Paths towards time evolution with larger neural-network quantum states

Abstract

In recent years, neural-network quantum states method in conjunction with the time-dependent variational Monte Carlo have been proposed to study the dynamics of many-body quantum systems. By interpreting the quantum dynamics problem as a ground state search of an effective Hamiltonian, we show that one can use stochastic reconfiguration (SR), a remarkable method that significantly boosts the efficiency and convergence of the variational training.
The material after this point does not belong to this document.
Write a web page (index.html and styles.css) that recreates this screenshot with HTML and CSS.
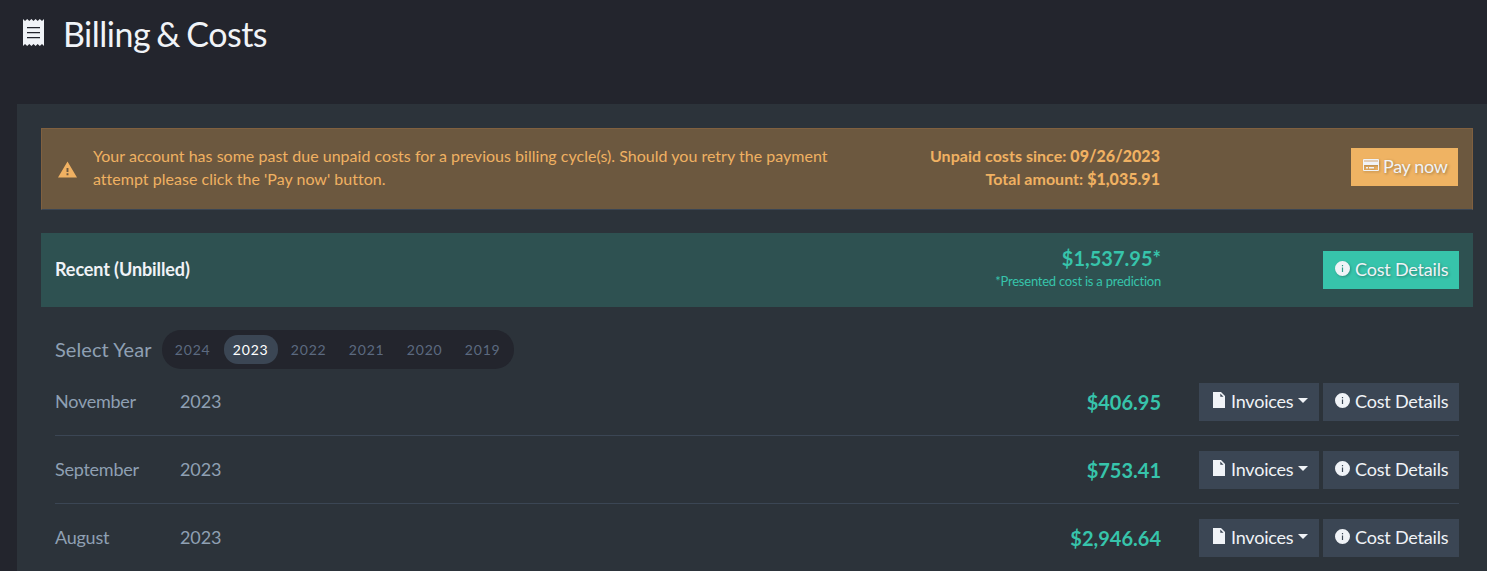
FILE: index.html
```
<!DOCTYPE html>
<html lang="en">
<head>
<meta charset="utf-8">
<title>Billing &amp; Costs</title>
<link rel="stylesheet" href="styles.css">
</head>
<body>
<svg class="sprite" aria-hidden="true">
  <symbol id="i-receipt" viewBox="0 0 21 27"><path fill-rule="evenodd" d="M0 0l2 2L4.200 0l2.100 2L8.400 0l2.100 2L12.600 0l2.100 2L16.800 0 19 2 21 0v27l-2-2-2.200 2-2.100-2-2.100 2-2.100-2-2.100 2-2.100-2-2.100 2L2 25 0 27zM4 8v1.200h13V8zM4 13v1.200h13V13zM4 18v1.200h13V18z"/></symbol>
  <symbol id="i-warning" viewBox="0 0 20 17"><path fill-rule="evenodd" d="M10 0L20 17H0zM9 7v4h2v-4zM9 12.500v2h2v-2z"/></symbol>
  <symbol id="i-card" viewBox="0 0 16 12"><path fill-rule="evenodd" d="M1 0h14a1 1 0 0 1 1 1v10a1 1 0 0 1-1 1H1a1 1 0 0 1-1-1V1a1 1 0 0 1 1-1zM1 6v5h14V6z"/><path class="stripe" d="M1 1h14v2H1z"/><path d="M3 8h2v1.500H3zM6 8h5v1.500H6z"/></symbol>
  <symbol id="i-info" viewBox="0 0 15 15"><path fill-rule="evenodd" d="M7.500 0a7.500 7.500 0 1 1 0 15 7.500 7.500 0 0 1 0-15zM6.900 4v1.300h1.200V4zM6.900 6.500V11h1.200V6.500z"/></symbol>
  <symbol id="i-file" viewBox="0 0 12 16"><path fill-rule="evenodd" d="M0 0h8l4 4v12H0zM7.300 1.500v3.200h3.200z"/></symbol>
</svg>
<header class="page-head">
  <svg class="ico-receipt"><use href="#i-receipt"/></svg>
  <h1>Billing &amp; Costs</h1>
</header>
<main class="panel">
  <section class="alert">
    <svg class="ico-warning"><use href="#i-warning"/></svg>
    <p class="alert-text">Your account has some past due unpaid costs for a previous billing cycle(s). Should you retry the payment<br>attempt please click the 'Pay now' button.</p>
    <p class="alert-sum">Unpaid costs since: <b>09/26/2023</b><br>Total amount: <b>$1,035.91</b></p>
    <button class="btn btn-pay"><svg class="ico-card"><use href="#i-card"/></svg><span>Pay now</span></button>
  </section>
  <section class="recent">
    <h2>Recent (Unbilled)</h2>
    <div class="estimate"><div class="amount">$1,537.95*</div><small>*Presented cost is a prediction</small></div>
    <button class="btn btn-teal"><svg class="ico-info"><use href="#i-info"/></svg><span>Cost Details</span></button>
  </section>
  <nav class="years">
    <span class="years-label">Select Year</span>
    <div class="pills"><a>2024</a><a class="active">2023</a><a>2022</a><a>2021</a><a>2020</a><a>2019</a></div>
  </nav>
  <div class="rows">
    <div class="row"><span class="month">November</span><span class="year">2023</span><span class="amount">$406.95</span>
      <div class="actions"><button class="btn btn-inv"><svg class="ico-file"><use href="#i-file"/></svg><span>Invoices</span><i class="caret"></i></button><button class="btn"><svg class="ico-info"><use href="#i-info"/></svg><span>Cost Details</span></button></div></div>
    <div class="row"><span class="month">September</span><span class="year">2023</span><span class="amount">$753.41</span>
      <div class="actions"><button class="btn btn-inv"><svg class="ico-file"><use href="#i-file"/></svg><span>Invoices</span><i class="caret"></i></button><button class="btn"><svg class="ico-info"><use href="#i-info"/></svg><span>Cost Details</span></button></div></div>
    <div class="row"><span class="month">August</span><span class="year">2023</span><span class="amount">$2,946.64</span>
      <div class="actions"><button class="btn btn-inv"><svg class="ico-file"><use href="#i-file"/></svg><span>Invoices</span><i class="caret"></i></button><button class="btn"><svg class="ico-info"><use href="#i-info"/></svg><span>Cost Details</span></button></div></div>
  </div>
</main>
</body>
</html>
```
FILE: styles.css
```
* { box-sizing: border-box; }
html, body { height: 571px; overflow: hidden; }
body { margin: 0; background: #23252d; color: #f0f3f7; font-family: Lato, "Liberation Sans", sans-serif; font-size: 18px; }
h1, h2, p { margin: 0; }
svg { fill: currentColor; flex: none; }
.sprite { display: none; }

.page-head { display: flex; height: 104px; padding: 12px 0 0 23px; gap: 19px; align-items: flex-start; }
.page-head h1 { font-size: 34px; font-weight: 400; line-height: 44px; letter-spacing: -.5px; word-spacing: -2px; }
.ico-receipt { width: 21px; height: 27px; margin-top: 7px; }

.panel { margin-left: 17px; padding: 24px 14px 0 24px; height: 467px; overflow: hidden; background: #2c333a; }

.alert { display: grid; grid-template-columns: 51px 1fr 240px 298px; height: 82px; align-items: center; padding: 0 14px 4px 0; background: #6c583f; border: 1px solid #80603f; border-bottom-color: #3b4654; color: #f0b162; font-size: 16px; line-height: 23px; }
.ico-warning { width: 19px; height: 17px; margin: 4px 0 0 16px; }
.alert-text { white-space: nowrap; letter-spacing: .02px; }
.alert-sum { text-align: right; font-weight: 700; white-space: nowrap; letter-spacing: .03px; }
.alert-sum b { font-weight: 900; }

.btn { display: inline-flex; align-items: center; gap: 5px; height: 38px; width: 136px; margin: 0; padding: 0 0 0 12px; border: 0; background: #3b4654; color: #f0f3f7; font: 400 18px/27px Lato, sans-serif; letter-spacing: -.2px; white-space: nowrap; }
.btn-pay, .btn-teal { justify-self: end; text-shadow: 1px 1px 3px rgba(0, 0, 0, .35); }
.btn-pay svg, .btn-teal svg { filter: drop-shadow(1px 1px 1px rgba(0, 0, 0, .25)); }
.btn-pay { width: 107px; background: #efb363; padding-bottom: 1px; gap: 4px; letter-spacing: -.35px; }
.btn-teal { background: #37c4ab; padding-bottom: 1px; }
.btn-inv { width: 120px; padding-left: 14px; }
.ico-card { width: 16px; height: 12px; margin-top: -3px; }
.stripe { fill: #e3cdb5; }
.ico-info { width: 15px; height: 15px; margin-top: -2px; }
.ico-file { width: 12px; height: 16px; margin: -3px 1px 0 0; }
.btn-inv .caret { border: 5px solid transparent; border-top-color: currentColor; border-bottom: 0; margin-top: -3px; }

.recent { display: grid; grid-template-columns: 1fr 300px 298px; height: 74px; margin-top: 23px; padding: 0 14px; align-items: center; background: #2e5151; }
.recent h2 { font-size: 18px; font-weight: 700; line-height: 27px; letter-spacing: -.1px; padding-bottom: 2px; }
.estimate { text-align: right; padding-bottom: 4px; }
.amount { color: #37c4ab; font-size: 20px; font-weight: 700; line-height: 26px; }
.estimate small { display: block; color: #37c4ab; font-size: 13px; line-height: 20px; letter-spacing: -.23px; }

.years { display: flex; align-items: center; height: 38px; margin: 23px 0 0 14px; gap: 10px; color: #8fa0b3; }
.years-label { font-size: 20px; letter-spacing: .08px; }
.pills { display: flex; gap: 4px; padding: 5px 4px; border-radius: 19px; background: #23252d; }
.pills a { width: 54px; height: 29px; border-radius: 14px; text-align: center; font-size: 14px; line-height: 29px; letter-spacing: .8px; color: #5c6a80; }
.pills a.active { background: #3b4654; color: #fff; }

.rows { margin: 0 14px; color: #8fa0b3; }
.years + .rows { margin-top: -1px; }
.row { display: grid; grid-template-columns: 125px 1fr 200px 298px; height: 68px; align-items: center; border-bottom: 1px solid #3b4654; }
.row:first-child { height: 69px; padding-top: 1px; }
.row .month { letter-spacing: -.25px; }
.row .year { letter-spacing: -.1px; }
.row .month, .row .year { padding-bottom: 2px; }
.row .amount { text-align: right; }
.actions { display: flex; justify-content: flex-end; gap: 4px; }
```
Furthermore, since the vanilla SR method does not scale efficiently when the size of neural-network quantum states increases, we transfer to the study of time-dependent systems, or introduce altogether, three approaches that reduce the computational complexity of the SR method, and we compare their performance: Kronecker-factored approximate curvature (K-FAC), minimum-step stochastic reconfiguration (minSR), and sequential overlapping optimization (SOO). To demonstrate the generality of these approaches, we use both the restricted Boltzmann machine and the feed-forward neural network. We consider a titled Ising model and study the quantum quench from the paramagnetic to the anti-ferromagnetic phase. We show that the three approaches allow to use stochastic reconfigurations to describe the time evolution of a many-body quantum system using a neural network with more than 10000 parameters, which would be prohibitive otherwise. For systems up to 40 spins, we observe that minSR and SOO have similar performance and both provide better accuracy than K-FAC.